Estudei com dificuldades. Tudo o que aprendi, aprendi lutando, com esforço, quebrando a cara. A vida tem sido minha escola. Valorizo muito, por isso, o esforço, a decisão, a vontade, a atenção, ao lado da transparência, da honestidade, do respeito, da ética. Os filhos das classes populares precisam fazer muito esforço para enfrentar as desvantagens iniciais em relação aos colegas das classes médias.
Gosto de política, história, arte, psicologia e informática. Iniciei o mestrado em lógica matemática na USP e depois desisti. Já trabalhei como eletricista, escriturário, vendedor de máquinas agrícolas e, ao mesmo tempo, fui professor de piano, professor de recreação em pré-escola, professor particular de matemática para o ginásio, apresentador de programas culturais de rádio, produtor de TV e cinema e, quando estava fazendo doutorado, em Genebra, como a bolsa não era suficiente, complementava o salário como trabalhador braçal, descarregando geladeiras e fogões numa transportadora, onde pude ter contato com trabalhadores italianos, espanhóis, portugueses, iugoslavos e de outras nacionalidades, que migraram para a Suíça.

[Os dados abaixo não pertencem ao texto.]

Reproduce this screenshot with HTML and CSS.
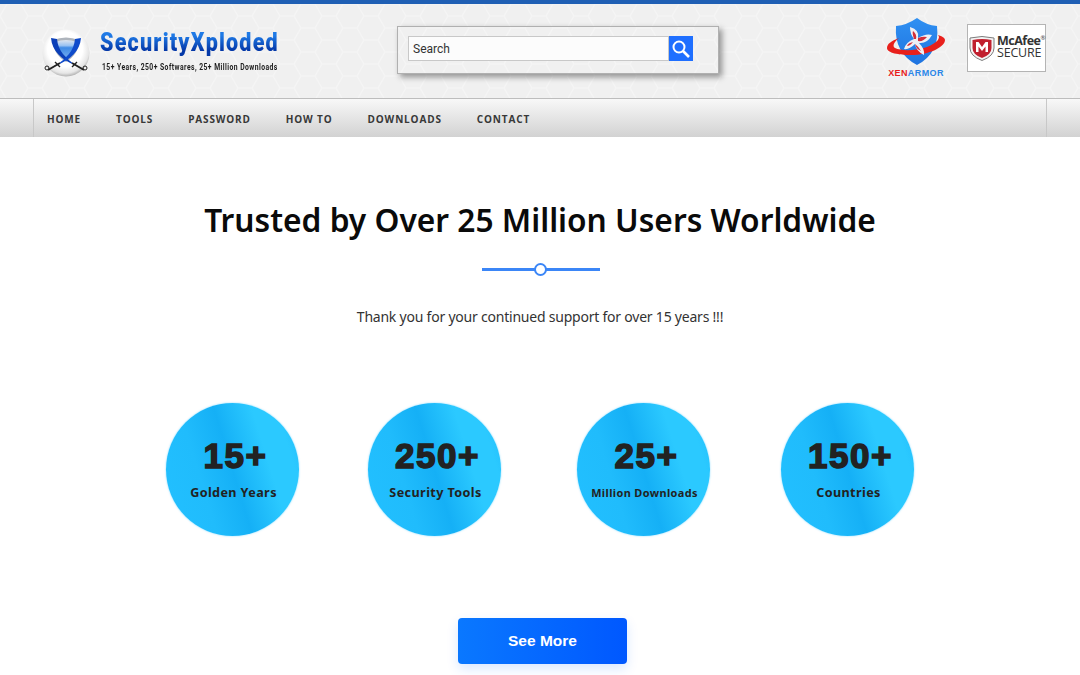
FILE: index.html
```html
<!DOCTYPE html>
<html lang="en">

<head>
    <meta charset="UTF-8">
    <title>SecurityXploded</title>
    <link rel="stylesheet" href="styles.css">
</head>

<body>

    <header class="site-header">
        <div class="brand">
            <svg class="brand__logo" width="48" height="48" viewBox="0 0 48 48">
                <defs>
                    <radialGradient id="ball" cx="0.48" cy="0.42" r="0.6">
                        <stop offset="0.62" stop-color="#fff"/>
                        <stop offset="0.85" stop-color="#e6e6e6"/>
                        <stop offset="1" stop-color="#a4a4a4"/>
                    </radialGradient>
                    <linearGradient id="shield" x1="0" y1="0" x2="0" y2="1">
                        <stop offset="0" stop-color="#dfe6ef"/>
                        <stop offset="0.28" stop-color="#9cc4f2"/>
                        <stop offset="0.4" stop-color="#3f8be6"/>
                        <stop offset="1" stop-color="#7db0ee"/>
                    </linearGradient>
                </defs>
                <circle cx="24" cy="24" r="23.5" fill="url(#ball)"/>
                <path d="M11 11Q24 6 37 11Q37 25 24 33Q11 25 11 11Z" fill="#aeb4bc"/>
                <path d="M13 13Q24 9 35 13Q35 24 24 30.5Q13 24 13 13Z" fill="url(#shield)"/>
                <path d="M9 9C10 22 20 31 33 36C24 29 16 22 15 10Z" fill="#0b3fb8"/>
                <path d="M39 9C38 22 28 31 15 36C24 29 32 22 33 10Z" fill="#0f4bcb"/>
                <path d="M30 34L42 41M18 34L6 41" stroke="#222" stroke-width="2"/>
                <path d="M30 38L35 33M18 38L13 33" stroke="#222" stroke-width="1.4"/>
                <circle cx="5" cy="39" r="2" fill="none" stroke="#222"/>
                <circle cx="43" cy="39" r="2" fill="none" stroke="#222"/>
            </svg>
            <div class="brand__text">
                <div class="brand__name">SecurityXploded</div>
                <div class="brand__tag">15+ Years, 250+ Softwares, 25+ Million Downloads</div>
            </div>
        </div>

        <div class="search-box">
            <div class="search-box__input">Search</div>
            <div class="search-box__button">
                <svg width="20" height="20" viewBox="0 0 20 20">
                    <circle cx="8" cy="8" r="5.5" fill="none" stroke="#fff" stroke-width="2"/>
                    <path d="M12 12L18 18" stroke="#fff" stroke-width="2.6"/>
                </svg>
            </div>
        </div>

        <div class="partners">
            <div class="xen">
                <svg width="58" height="51" viewBox="0 0 58 51">
                    <defs>
                        <linearGradient id="xenShield" x1="0" y1="0" x2="0" y2="1">
                            <stop offset="0" stop-color="#2f90f2"/>
                            <stop offset="1" stop-color="#1f74e0"/>
                        </linearGradient>
                    </defs>
                    <path d="M30 0Q39 7 50 8Q53 35 30 47Q7 35 9 8Q20 7 30 0Z" fill="url(#xenShield)"/>
                    <path d="M12 20C4 23 0 26 0 30C0 35 12 37 24 37C42 37 58 29 58 22C58 20 55 18 51 17C54 20 50 25 40 29C28 33 14 33 8 30C5 28 7 24 12 20Z" fill="#e8201c"/>
                    <path d="M23 9Q33 12 31 20Q39 15 45 17Q40 26 32 25Q38 31 37 37Q29 33 28 26Q22 32 17 31Q19 24 27 21Q23 16 23 9Z" fill="#eef0f4"/>
                    <path d="M31 20Q36 18 40 19Q36 24 31 23ZM28 26Q32 29 34 33Q29 31 28 26ZM27 21Q25 15 26 13Q30 16 29 21ZM26 24Q23 28 20 28Q21 25 26 24Z" fill="#d22f3a"/>
                </svg>
                <div class="xen__name"><span class="xen__red">XEN</span>ARMOR</div>
            </div>
            <div class="mcafee">
                <svg class="mcafee__shield" width="26" height="26" viewBox="0 0 26 26">
                    <path d="M1 3Q13 0 25 3V13Q25 21 13 25.5Q1 21 1 13Z" fill="#f4f4f4" stroke="#7d7d7d" stroke-width="1"/>
                    <path d="M3.5 5Q13 3 22.5 5V13Q22.5 19.5 13 23Q3.5 19.5 3.5 13Z" fill="#c1202f"/>
                    <path d="M7 17V7H9.5L13 12L16.5 7H19V17H16.5V11.5L13 16L9.5 11.5V17Z" fill="#fff"/>
                </svg>
                <div class="mcafee__text">
                    <div class="mcafee__name">McAfee<sup class="mcafee__reg">®</sup></div>
                    <div class="mcafee__secure">SECURE</div>
                </div>
            </div>
        </div>
    </header>

    <nav class="main-nav">
        <ul class="main-nav__list">
            <li><a href="#">HOME</a></li>
            <li><a href="#">TOOLS</a></li>
            <li><a href="#">PASSWORD</a></li>
            <li><a href="#">HOW TO</a></li>
            <li><a href="#">DOWNLOADS</a></li>
            <li><a href="#">CONTACT</a></li>
        </ul>
    </nav>

    <main class="trusted">
        <h1 class="trusted__title">Trusted by Over 25 Million Users Worldwide</h1>
        <div class="divider"><span class="divider__dot"></span></div>
        <p class="trusted__sub">Thank you for your continued support for over 15 years !!!</p>

        <div class="stats">
            <div class="stat stat--first">
                <div class="stat__num">15+</div>
                <div class="stat__label">Golden Years</div>
            </div>
            <div class="stat stat--second">
                <div class="stat__num">250+</div>
                <div class="stat__label">Security Tools</div>
            </div>
            <div class="stat stat--third">
                <div class="stat__num">25+</div>
                <div class="stat__label stat__label--small">Million Downloads</div>
            </div>
            <div class="stat stat--fourth">
                <div class="stat__num">150+</div>
                <div class="stat__label">Countries</div>
            </div>
        </div>

        <a class="see-more" href="#">See More</a>
    </main>

</body>

</html>
```

FILE: styles.css
```css
* {
    box-sizing: border-box;
}

html,
body {
    margin: 0;
    height: 675px;
    overflow: hidden;
    background: #fff;
}

body {
    font-family: "Open Sans", sans-serif;
}

/* header */
.site-header {
    height: 98px;
    border-top: 4px solid #1f5fb4;
    background-color: #f0f0f0;
    background-image: url("data:image/svg+xml,%3Csvg xmlns='http://www.w3.org/2000/svg' width='42' height='24'%3E%3Cpath d='M0 12L7 0H21L28 12L21 24H7ZM28 12H42' fill='none' stroke='%23f5f5f5' stroke-width='1.2'/%3E%3C/svg%3E");
    display: flex;
    align-items: flex-start;
}

.brand {
    display: flex;
    width: 397px;
    padding: 25px 0 0 42px;
}

.brand__logo {
    flex: none;
}

.brand__text {
    margin: -1px 0 0 10px;
}

.brand__name {
    width: 210px;
    font-family: Roboto, sans-serif;
    font-weight: 900;
    font-size: 25px;
    line-height: 30px;
    letter-spacing: 1.4px;
    white-space: nowrap;
    transform: scaleX(0.86);
    transform-origin: left center;
    background: linear-gradient(#1f7ae6 25%, #0438a8 75%);
    -webkit-background-clip: text;
    background-clip: text;
    color: transparent;
}

.brand__tag {
    font-family: Roboto, sans-serif;
    font-weight: 700;
    font-size: 8.5px;
    line-height: 10px;
    letter-spacing: 0.55px;
    margin: 4px 0 0 2px;
    color: #1c1c1c;
    white-space: nowrap;
    transform: scaleX(0.8);
    transform-origin: left center;
}

.search-box {
    width: 322px;
    height: 48px;
    margin-top: 22px;
    padding: 9px 10px;
    display: flex;
    border: 1px solid #b0b0b0;
    box-shadow: 3px 3px 6px rgba(0, 0, 0, 0.4);
}

.search-box__input {
    width: 261px;
    height: 25px;
    padding-left: 4px;
    background: #fcfcfc;
    border: 1px solid #c8c8c8;
    font-family: Roboto, sans-serif;
    font-size: 12px;
    line-height: 24px;
    color: #333;
}

.search-box__button {
    width: 24px;
    height: 25px;
    background: #1f6fff;
    display: flex;
    align-items: center;
    justify-content: center;
}

.partners {
    margin-left: auto;
    display: flex;
    align-items: flex-start;
    padding-right: 34px;
}

.xen {
    width: 58px;
    margin-top: 14px;
}

.xen svg {
    display: block;
}

.xen__name {
    font-family: "Liberation Sans", sans-serif;
    font-weight: 700;
    font-size: 9px;
    line-height: 9px;
    text-align: center;
    letter-spacing: 0.4px;
    white-space: nowrap;
    color: #2a86e8;
}

.xen__red {
    color: #e8201c;
}

.mcafee {
    width: 79px;
    height: 48px;
    margin: 20px 0 0 22px;
    padding: 10px 0 0 1px;
    display: flex;
    background: #fff;
    border: 1px solid #b4b4b4;
}

.mcafee__shield {
    flex: none;
}

.mcafee__text {
    margin-left: 2px;
    color: #333;
}

.mcafee__name {
    font-weight: 700;
    font-size: 12.5px;
    line-height: 12px;
    letter-spacing: -0.5px;
    white-space: nowrap;
}

.mcafee__reg {
    font-size: 6px;
    font-weight: 400;
    line-height: 0;
}

.mcafee__secure {
    font-size: 12.5px;
    line-height: 12px;
    letter-spacing: -0.2px;
}

/* nav */
.main-nav {
    height: 39px;
    padding: 0 33px;
    border-top: 1px solid #bdbdbd;
    background: linear-gradient(#f8f8f8, #d2d2d2);
}

.main-nav__list {
    list-style: none;
    margin: 0;
    padding: 0 0 3px 13px;
    height: 100%;
    display: flex;
    gap: 35px;
    align-items: center;
    border-left: 1px solid #c8c8c8;
    border-right: 1px solid #c8c8c8;
}

.main-nav__list a {
    font-weight: 700;
    font-size: 10px;
    letter-spacing: 0.85px;
    color: #383838;
    text-decoration: none;
}

/* content */
.trusted {
    display: flex;
    flex-direction: column;
    align-items: center;
}

.trusted__title {
    margin: 61px 0 0;
    font-family: "Noto Sans", sans-serif;
    font-weight: 600;
    font-size: 31.7px;
    line-height: 44px;
    color: #0a0a0a;
}

.divider {
    position: relative;
    width: 118px;
    height: 3px;
    margin-top: 26px;
    margin-left: 2px;
    background: #3b86f7;
}

.divider__dot {
    position: absolute;
    left: 52px;
    top: -5px;
    width: 13px;
    height: 13px;
    border-radius: 50%;
    background: #fff;
    border: 2px solid #3b86f7;
}

.trusted__sub {
    margin: 34px 0 0;
    font-family: "Noto Sans", sans-serif;
    font-size: 14px;
    letter-spacing: -0.22px;
    line-height: 24px;
    color: #333;
}

.stats {
    align-self: flex-start;
    display: flex;
    margin: 74px 0 0 166px;
}

.stat {
    width: 133px;
    height: 133px;
    border-radius: 50%;
    padding-top: 32px;
    text-align: center;
    color: #222;
    background: linear-gradient(73deg, #22c0ff 0%, #20bcfc 30%, #15b0f6 50%, #2bc9ff 72%, #2bc9ff 86%, #1fbbfb 100%);
    box-shadow: 0 0 2px rgba(40, 190, 255, 0.6);
}

.stat--second {
    margin-left: 69px;
}

.stat--third {
    margin-left: 76px;
}

.stat--fourth {
    margin-left: 71px;
}

.stat__num {
    padding-left: 6px;
    font-family: "Liberation Sans", sans-serif;
    font-weight: 700;
    font-size: 35px;
    line-height: 42px;
    letter-spacing: 1.5px;
    -webkit-text-stroke: 1.5px #222;
}

.stat__label {
    margin-top: 6px;
    padding-left: 2px;
    font-family: "Noto Sans", sans-serif;
    font-weight: 700;
    font-size: 12.6px;
    line-height: 20px;
    letter-spacing: 0.4px;
    white-space: nowrap;
}

.stat__label--small {
    font-size: 10.9px;
}

.see-more {
    width: 169px;
    height: 46px;
    margin-top: 82px;
    margin-left: 5px;
    border-radius: 4px;
    background: linear-gradient(90deg, #0a78ff, #0058ff);
    box-shadow: 0 5px 12px rgba(10, 100, 255, 0.15);
    color: #fff;
    font-family: "Liberation Sans", sans-serif;
    font-weight: 700;
    font-size: 15.5px;
    line-height: 45px;
    text-align: center;
    text-decoration: none;
}
```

Gosto de caminhar. Caminho muito, com meus filhos, assim como fazia com meus pais. Creio que nenhum amor subsiste sem longas caminhadas. Creio com Tomás de Aquino que vivere est se ipsum movere. Caminhar juntos é importante para resolver problemas familiares, intelectuais, amorosos etc. É minha terapia predileta. Gosto também de caminhar sozinho, sobretudo quando estou triste ou aborrecido.
Gosto de dar aulas, aulas simples, sem sofisticação. Gosto de ler textos em classe. De comentá-los. Ao mesmo tempo, sinto-me mal se a classe começa a dispersar-se, sair fora de um certo roteiro, de um certo plano. Sou exigente com os compromissos assumidos. Não consigo desmarcar nada do que está na agenda. Sinto dificuldade em dizer “não” quando me chamam para alguma palestra ou debate e isso me traz muitas encrencas, muitas jornadas cansativas, muitas horas de sono perdidas.